##### Input data

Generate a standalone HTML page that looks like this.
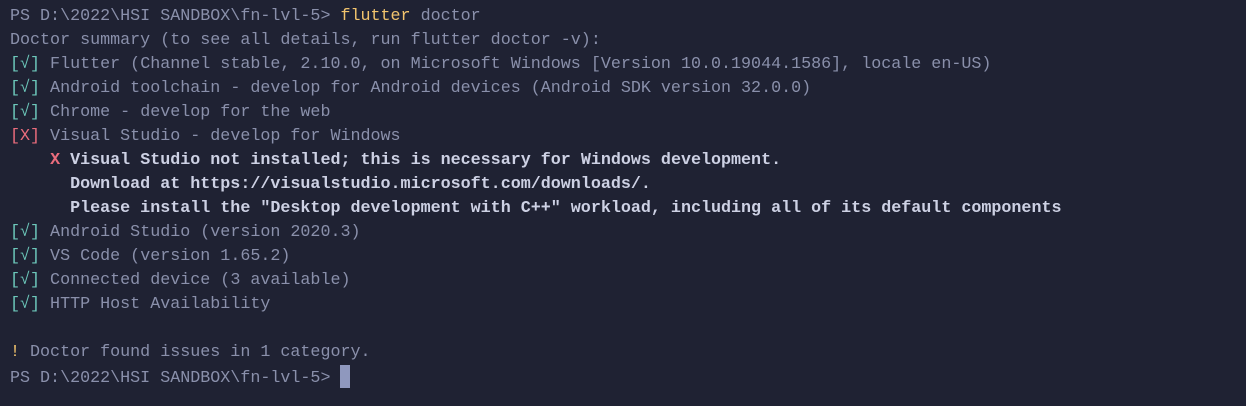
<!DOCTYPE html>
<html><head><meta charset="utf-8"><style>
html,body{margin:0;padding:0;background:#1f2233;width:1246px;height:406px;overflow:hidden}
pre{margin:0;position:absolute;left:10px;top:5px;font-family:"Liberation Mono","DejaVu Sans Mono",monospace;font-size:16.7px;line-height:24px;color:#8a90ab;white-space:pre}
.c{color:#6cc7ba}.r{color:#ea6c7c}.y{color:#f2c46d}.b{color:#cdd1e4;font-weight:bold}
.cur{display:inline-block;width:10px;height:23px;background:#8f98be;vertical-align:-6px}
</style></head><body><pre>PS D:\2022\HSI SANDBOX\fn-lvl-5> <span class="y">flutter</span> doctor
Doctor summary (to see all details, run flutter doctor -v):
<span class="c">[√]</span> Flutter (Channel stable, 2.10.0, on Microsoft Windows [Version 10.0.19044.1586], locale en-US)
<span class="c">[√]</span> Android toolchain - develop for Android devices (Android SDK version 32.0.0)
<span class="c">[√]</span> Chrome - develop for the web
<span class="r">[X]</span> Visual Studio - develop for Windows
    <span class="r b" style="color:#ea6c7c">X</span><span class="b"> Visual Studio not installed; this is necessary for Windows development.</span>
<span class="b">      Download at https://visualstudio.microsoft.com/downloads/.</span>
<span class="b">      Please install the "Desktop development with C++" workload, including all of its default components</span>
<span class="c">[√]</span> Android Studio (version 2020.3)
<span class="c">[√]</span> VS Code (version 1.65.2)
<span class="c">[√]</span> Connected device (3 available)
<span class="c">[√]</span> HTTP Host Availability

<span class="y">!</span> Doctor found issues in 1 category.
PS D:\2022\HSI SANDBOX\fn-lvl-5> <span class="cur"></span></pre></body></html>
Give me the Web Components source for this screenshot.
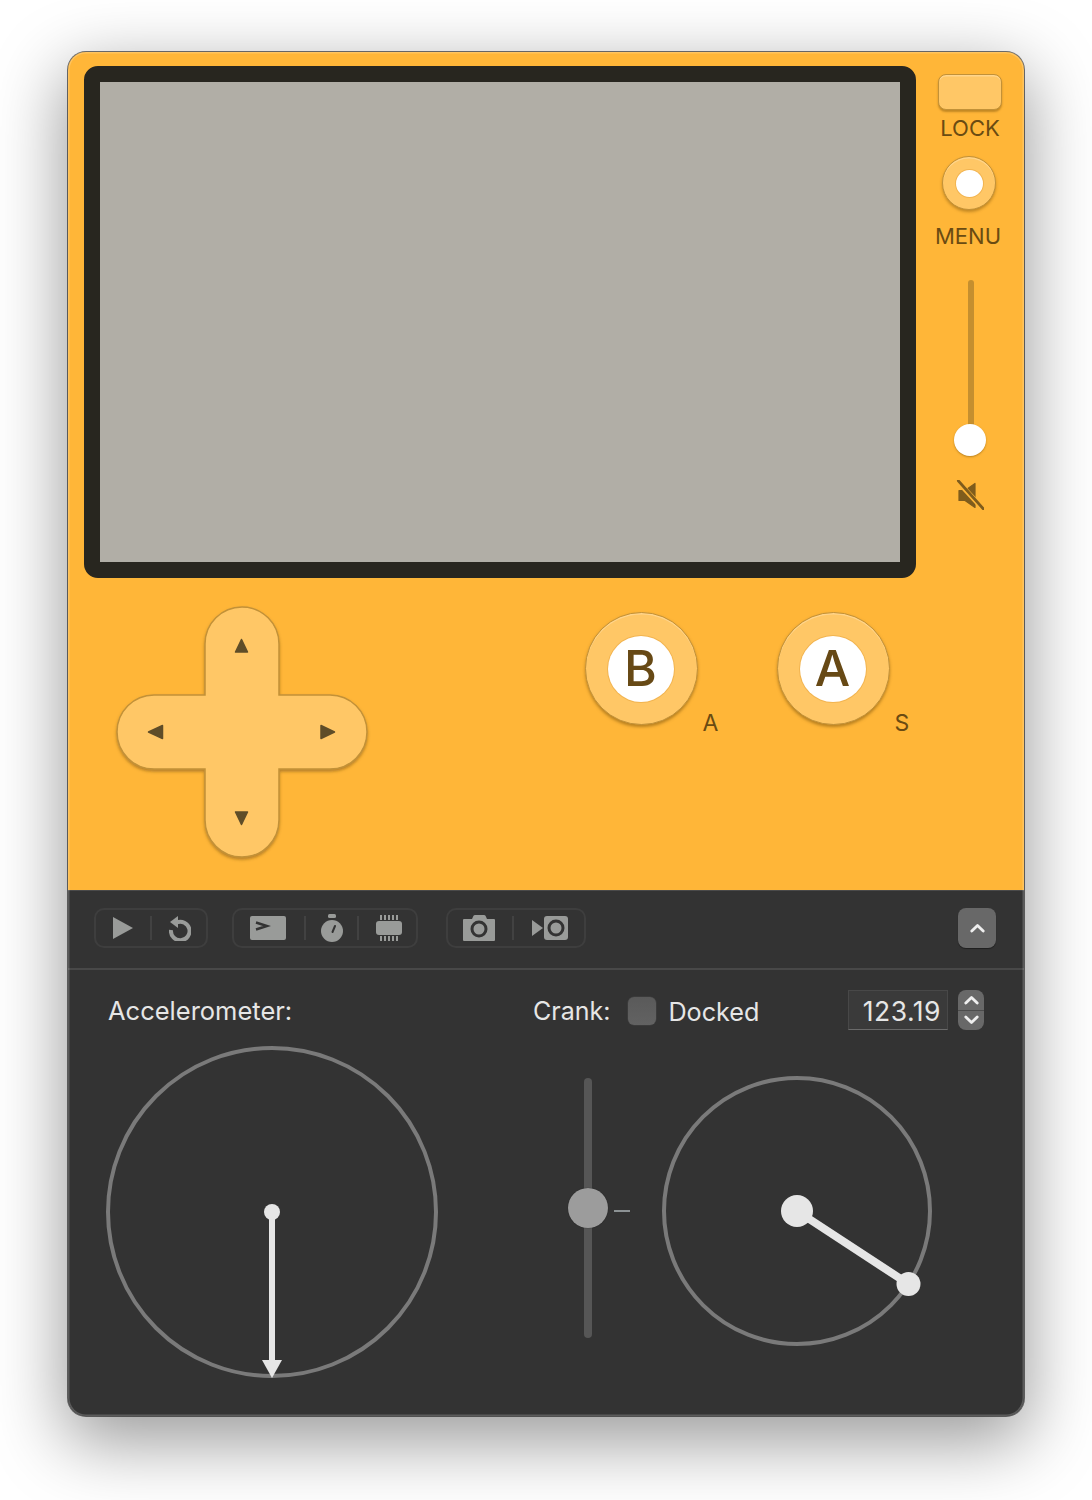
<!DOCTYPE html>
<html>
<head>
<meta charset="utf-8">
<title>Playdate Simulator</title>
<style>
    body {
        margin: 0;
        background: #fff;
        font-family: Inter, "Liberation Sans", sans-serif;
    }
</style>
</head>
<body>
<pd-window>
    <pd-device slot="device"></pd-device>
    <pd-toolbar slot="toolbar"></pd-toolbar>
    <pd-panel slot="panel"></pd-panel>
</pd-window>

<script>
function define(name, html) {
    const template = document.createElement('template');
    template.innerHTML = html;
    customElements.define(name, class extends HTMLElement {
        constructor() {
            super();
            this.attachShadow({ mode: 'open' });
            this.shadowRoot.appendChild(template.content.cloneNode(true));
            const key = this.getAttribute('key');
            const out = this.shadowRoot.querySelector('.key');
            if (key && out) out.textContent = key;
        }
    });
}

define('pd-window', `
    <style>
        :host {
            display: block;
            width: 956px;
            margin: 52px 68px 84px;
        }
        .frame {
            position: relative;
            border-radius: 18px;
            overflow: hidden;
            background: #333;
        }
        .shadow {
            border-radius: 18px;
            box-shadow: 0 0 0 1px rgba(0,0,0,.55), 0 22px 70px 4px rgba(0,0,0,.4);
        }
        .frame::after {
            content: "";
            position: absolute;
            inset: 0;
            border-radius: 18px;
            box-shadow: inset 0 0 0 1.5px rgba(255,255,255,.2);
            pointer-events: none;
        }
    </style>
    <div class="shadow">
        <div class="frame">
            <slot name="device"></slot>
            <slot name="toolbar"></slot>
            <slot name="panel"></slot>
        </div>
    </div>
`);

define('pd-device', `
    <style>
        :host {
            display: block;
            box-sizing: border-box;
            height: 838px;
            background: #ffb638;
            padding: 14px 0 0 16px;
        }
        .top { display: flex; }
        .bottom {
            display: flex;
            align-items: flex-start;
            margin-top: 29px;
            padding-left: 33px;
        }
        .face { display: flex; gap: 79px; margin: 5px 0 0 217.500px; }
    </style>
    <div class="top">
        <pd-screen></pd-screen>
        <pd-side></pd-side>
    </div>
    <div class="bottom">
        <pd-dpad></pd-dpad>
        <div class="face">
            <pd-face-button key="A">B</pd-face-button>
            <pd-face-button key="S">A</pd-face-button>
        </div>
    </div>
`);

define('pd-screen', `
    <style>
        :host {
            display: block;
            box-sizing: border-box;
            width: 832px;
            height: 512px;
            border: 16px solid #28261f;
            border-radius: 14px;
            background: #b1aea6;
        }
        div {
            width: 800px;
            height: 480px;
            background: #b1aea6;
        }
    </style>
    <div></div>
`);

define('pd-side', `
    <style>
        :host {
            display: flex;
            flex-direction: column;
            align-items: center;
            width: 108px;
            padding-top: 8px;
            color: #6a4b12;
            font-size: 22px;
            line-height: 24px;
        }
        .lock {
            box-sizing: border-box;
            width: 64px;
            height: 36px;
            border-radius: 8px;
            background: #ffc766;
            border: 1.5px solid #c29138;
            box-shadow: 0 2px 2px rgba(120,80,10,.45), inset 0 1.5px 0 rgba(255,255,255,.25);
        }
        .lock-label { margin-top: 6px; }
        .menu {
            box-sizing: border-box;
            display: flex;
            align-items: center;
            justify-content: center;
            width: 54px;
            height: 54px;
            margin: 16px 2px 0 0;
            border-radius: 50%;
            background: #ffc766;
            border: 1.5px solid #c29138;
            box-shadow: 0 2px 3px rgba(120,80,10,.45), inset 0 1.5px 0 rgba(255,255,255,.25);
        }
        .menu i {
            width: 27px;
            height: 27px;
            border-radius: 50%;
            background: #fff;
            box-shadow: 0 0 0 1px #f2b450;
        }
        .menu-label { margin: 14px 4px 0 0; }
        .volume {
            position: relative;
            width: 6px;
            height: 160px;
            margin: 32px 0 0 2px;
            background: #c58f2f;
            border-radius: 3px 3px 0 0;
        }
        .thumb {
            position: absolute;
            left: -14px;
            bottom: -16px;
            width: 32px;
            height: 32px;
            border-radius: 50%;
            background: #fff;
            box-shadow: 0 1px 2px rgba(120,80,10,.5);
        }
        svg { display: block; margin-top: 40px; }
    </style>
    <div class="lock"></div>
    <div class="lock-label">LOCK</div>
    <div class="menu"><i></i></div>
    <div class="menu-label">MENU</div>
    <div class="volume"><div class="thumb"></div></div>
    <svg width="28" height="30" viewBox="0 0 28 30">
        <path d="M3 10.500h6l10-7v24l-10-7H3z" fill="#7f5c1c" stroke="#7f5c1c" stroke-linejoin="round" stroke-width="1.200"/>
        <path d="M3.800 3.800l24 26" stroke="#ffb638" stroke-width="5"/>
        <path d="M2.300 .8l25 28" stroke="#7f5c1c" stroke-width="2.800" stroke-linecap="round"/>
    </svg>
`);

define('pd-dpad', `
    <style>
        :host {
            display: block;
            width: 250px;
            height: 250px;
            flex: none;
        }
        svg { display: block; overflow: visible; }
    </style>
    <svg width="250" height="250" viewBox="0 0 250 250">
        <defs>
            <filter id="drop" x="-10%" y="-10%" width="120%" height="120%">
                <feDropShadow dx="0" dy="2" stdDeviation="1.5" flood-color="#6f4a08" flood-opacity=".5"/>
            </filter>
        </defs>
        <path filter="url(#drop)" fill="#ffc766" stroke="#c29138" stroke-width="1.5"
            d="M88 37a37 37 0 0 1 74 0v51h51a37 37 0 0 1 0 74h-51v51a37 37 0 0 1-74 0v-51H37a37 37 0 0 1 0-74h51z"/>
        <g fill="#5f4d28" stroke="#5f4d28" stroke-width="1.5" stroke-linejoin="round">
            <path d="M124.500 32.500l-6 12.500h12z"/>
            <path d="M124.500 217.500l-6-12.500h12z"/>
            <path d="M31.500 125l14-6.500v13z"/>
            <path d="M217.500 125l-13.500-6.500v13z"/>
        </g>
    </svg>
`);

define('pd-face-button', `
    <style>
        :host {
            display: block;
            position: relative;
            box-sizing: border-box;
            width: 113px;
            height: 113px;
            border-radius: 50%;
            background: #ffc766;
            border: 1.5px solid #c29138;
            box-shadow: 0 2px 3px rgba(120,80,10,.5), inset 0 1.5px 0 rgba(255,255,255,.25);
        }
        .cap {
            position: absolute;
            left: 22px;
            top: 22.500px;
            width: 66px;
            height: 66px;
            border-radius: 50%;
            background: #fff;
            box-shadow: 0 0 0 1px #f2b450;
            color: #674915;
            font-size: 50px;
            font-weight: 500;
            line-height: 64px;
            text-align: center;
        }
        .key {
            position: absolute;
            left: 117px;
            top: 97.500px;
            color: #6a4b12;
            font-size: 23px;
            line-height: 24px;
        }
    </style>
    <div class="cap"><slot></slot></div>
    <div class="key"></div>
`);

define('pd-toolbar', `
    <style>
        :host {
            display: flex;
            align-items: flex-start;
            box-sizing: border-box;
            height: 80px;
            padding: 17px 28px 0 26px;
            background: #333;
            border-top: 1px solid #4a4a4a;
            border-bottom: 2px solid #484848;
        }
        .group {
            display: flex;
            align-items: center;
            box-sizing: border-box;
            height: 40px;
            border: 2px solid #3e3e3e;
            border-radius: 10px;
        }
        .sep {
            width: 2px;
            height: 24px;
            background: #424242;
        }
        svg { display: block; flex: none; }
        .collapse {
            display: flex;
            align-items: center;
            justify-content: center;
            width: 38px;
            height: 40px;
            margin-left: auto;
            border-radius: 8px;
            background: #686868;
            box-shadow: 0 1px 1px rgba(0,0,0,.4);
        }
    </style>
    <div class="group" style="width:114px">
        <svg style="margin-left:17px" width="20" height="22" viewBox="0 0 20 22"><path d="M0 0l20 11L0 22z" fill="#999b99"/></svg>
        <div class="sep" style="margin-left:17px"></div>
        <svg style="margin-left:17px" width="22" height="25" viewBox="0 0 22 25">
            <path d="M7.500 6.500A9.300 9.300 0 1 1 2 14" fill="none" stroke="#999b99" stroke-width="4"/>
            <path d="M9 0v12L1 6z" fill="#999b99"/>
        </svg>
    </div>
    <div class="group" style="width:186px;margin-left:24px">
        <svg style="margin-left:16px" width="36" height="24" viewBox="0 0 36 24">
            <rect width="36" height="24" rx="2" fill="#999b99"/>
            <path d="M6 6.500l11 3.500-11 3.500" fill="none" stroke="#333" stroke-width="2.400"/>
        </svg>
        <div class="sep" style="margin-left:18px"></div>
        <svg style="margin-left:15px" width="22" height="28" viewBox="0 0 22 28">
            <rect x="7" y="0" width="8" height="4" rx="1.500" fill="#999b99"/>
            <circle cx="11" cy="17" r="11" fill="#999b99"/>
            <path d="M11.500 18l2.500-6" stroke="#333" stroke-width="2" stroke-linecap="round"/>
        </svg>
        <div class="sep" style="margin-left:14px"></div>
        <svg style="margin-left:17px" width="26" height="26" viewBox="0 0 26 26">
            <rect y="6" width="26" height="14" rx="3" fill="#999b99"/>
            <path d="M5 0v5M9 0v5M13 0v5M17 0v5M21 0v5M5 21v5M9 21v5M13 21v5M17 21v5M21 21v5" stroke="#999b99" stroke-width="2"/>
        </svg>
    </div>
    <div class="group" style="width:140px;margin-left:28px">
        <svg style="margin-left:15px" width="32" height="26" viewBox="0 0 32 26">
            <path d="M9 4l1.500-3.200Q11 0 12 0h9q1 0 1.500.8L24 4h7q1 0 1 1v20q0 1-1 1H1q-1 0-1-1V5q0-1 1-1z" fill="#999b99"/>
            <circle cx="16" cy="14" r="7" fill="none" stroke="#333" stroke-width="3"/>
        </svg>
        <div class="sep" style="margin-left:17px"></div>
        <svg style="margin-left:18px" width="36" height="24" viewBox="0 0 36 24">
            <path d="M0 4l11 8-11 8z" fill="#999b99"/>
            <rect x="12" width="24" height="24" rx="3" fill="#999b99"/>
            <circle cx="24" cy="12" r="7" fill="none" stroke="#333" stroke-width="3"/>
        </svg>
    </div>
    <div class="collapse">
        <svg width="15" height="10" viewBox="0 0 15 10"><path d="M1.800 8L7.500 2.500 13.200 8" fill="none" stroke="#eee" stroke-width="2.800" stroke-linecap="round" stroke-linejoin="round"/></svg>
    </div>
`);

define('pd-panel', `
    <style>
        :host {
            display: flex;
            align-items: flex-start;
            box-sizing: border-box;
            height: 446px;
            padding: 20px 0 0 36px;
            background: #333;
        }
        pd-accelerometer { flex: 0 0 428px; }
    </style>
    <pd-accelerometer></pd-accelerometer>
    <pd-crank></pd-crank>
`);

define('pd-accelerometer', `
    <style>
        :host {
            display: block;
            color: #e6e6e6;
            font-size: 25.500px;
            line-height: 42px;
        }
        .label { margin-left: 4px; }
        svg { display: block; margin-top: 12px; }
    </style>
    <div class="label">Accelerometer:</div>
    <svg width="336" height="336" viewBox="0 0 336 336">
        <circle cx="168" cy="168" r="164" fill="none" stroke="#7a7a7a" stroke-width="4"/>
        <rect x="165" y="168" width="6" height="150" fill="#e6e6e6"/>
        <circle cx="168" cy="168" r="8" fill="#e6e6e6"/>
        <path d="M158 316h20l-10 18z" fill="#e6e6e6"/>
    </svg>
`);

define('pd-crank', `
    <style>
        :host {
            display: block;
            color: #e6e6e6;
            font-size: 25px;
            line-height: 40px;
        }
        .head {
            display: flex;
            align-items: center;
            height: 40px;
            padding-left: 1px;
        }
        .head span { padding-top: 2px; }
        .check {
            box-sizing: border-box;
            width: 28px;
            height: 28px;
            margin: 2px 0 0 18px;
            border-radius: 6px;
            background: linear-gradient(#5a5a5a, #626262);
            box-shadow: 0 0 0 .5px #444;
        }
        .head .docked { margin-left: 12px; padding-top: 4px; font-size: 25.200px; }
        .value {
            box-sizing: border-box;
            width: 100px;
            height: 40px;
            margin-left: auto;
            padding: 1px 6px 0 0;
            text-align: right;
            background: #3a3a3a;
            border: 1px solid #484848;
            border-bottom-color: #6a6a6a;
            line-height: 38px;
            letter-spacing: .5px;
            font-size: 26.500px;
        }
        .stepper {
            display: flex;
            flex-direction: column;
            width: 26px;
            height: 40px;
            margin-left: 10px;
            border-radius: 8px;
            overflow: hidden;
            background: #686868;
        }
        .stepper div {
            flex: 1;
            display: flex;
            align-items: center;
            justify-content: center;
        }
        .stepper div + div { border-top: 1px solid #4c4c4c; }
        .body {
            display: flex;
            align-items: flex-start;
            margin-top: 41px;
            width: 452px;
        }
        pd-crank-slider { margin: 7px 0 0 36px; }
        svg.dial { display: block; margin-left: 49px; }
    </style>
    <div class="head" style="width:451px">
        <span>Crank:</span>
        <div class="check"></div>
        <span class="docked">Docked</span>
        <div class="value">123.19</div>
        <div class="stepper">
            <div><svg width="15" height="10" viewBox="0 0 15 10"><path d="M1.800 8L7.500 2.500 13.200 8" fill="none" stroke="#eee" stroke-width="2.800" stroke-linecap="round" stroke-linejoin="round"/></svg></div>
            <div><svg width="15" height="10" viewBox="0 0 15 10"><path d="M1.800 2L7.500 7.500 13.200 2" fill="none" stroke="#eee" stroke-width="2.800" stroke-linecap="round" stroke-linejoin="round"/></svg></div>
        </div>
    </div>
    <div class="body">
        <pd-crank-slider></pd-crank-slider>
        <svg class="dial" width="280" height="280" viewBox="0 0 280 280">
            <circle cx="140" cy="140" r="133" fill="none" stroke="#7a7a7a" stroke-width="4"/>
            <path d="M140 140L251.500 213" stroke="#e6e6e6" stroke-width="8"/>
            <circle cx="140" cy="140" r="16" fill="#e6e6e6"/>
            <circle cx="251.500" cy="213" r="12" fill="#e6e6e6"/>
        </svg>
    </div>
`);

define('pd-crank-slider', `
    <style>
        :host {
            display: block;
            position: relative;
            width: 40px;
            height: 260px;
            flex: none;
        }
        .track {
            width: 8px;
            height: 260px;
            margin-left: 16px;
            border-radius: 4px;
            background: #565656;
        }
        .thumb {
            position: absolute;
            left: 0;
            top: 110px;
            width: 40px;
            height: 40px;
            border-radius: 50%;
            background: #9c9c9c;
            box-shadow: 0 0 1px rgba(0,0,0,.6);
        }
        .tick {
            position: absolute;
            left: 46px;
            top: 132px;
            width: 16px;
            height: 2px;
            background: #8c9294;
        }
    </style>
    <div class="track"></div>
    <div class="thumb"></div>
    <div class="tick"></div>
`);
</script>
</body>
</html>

##########

## Short task
Take the records above from their first line through the line with "</pd-window>" and set those lines down word for word, minus the pictures.

## The completed task
Generate a standalone HTML page that looks like this.
<!DOCTYPE html>
<html><head><meta charset="utf-8"><style>
html,body{margin:0;padding:0;background:#1f2233;width:1246px;height:406px;overflow:hidden}
pre{margin:0;position:absolute;left:10px;top:5px;font-family:"Liberation Mono","DejaVu Sans Mono",monospace;font-size:16.7px;line-height:24px;color:#8a90ab;white-space:pre}
.c{color:#6cc7ba}.r{color:#ea6c7c}.y{color:#f2c46d}.b{color:#cdd1e4;font-weight:bold}
.cur{display:inline-block;width:10px;height:23px;background:#8f98be;vertical-align:-6px}
</style></head><body><pre>PS D:\2022\HSI SANDBOX\fn-lvl-5> <span class="y">flutter</span> doctor
Doctor summary (to see all details, run flutter doctor -v):
<span class="c">[√]</span> Flutter (Channel stable, 2.10.0, on Microsoft Windows [Version 10.0.19044.1586], locale en-US)
<span class="c">[√]</span> Android toolchain - develop for Android devices (Android SDK version 32.0.0)
<span class="c">[√]</span> Chrome - develop for the web
<span class="r">[X]</span> Visual Studio - develop for Windows
    <span class="r b" style="color:#ea6c7c">X</span><span class="b"> Visual Studio not installed; this is necessary for Windows development.</span>
<span class="b">      Download at https://visualstudio.microsoft.com/downloads/.</span>
<span class="b">      Please install the "Desktop development with C++" workload, including all of its default components</span>
<span class="c">[√]</span> Android Studio (version 2020.3)
<span class="c">[√]</span> VS Code (version 1.65.2)
<span class="c">[√]</span> Connected device (3 available)
<span class="c">[√]</span> HTTP Host Availability

<span class="y">!</span> Doctor found issues in 1 category.
PS D:\2022\HSI SANDBOX\fn-lvl-5> <span class="cur"></span></pre></body></html>
Give me the Web Components source for this screenshot.
<!DOCTYPE html>
<html>
<head>
<meta charset="utf-8">
<title>Playdate Simulator</title>
<style>
    body {
        margin: 0;
        background: #fff;
        font-family: Inter, "Liberation Sans", sans-serif;
    }
</style>
</head>
<body>
<pd-window>
    <pd-device slot="device"></pd-device>
    <pd-toolbar slot="toolbar"></pd-toolbar>
    <pd-panel slot="panel"></pd-panel>
</pd-window>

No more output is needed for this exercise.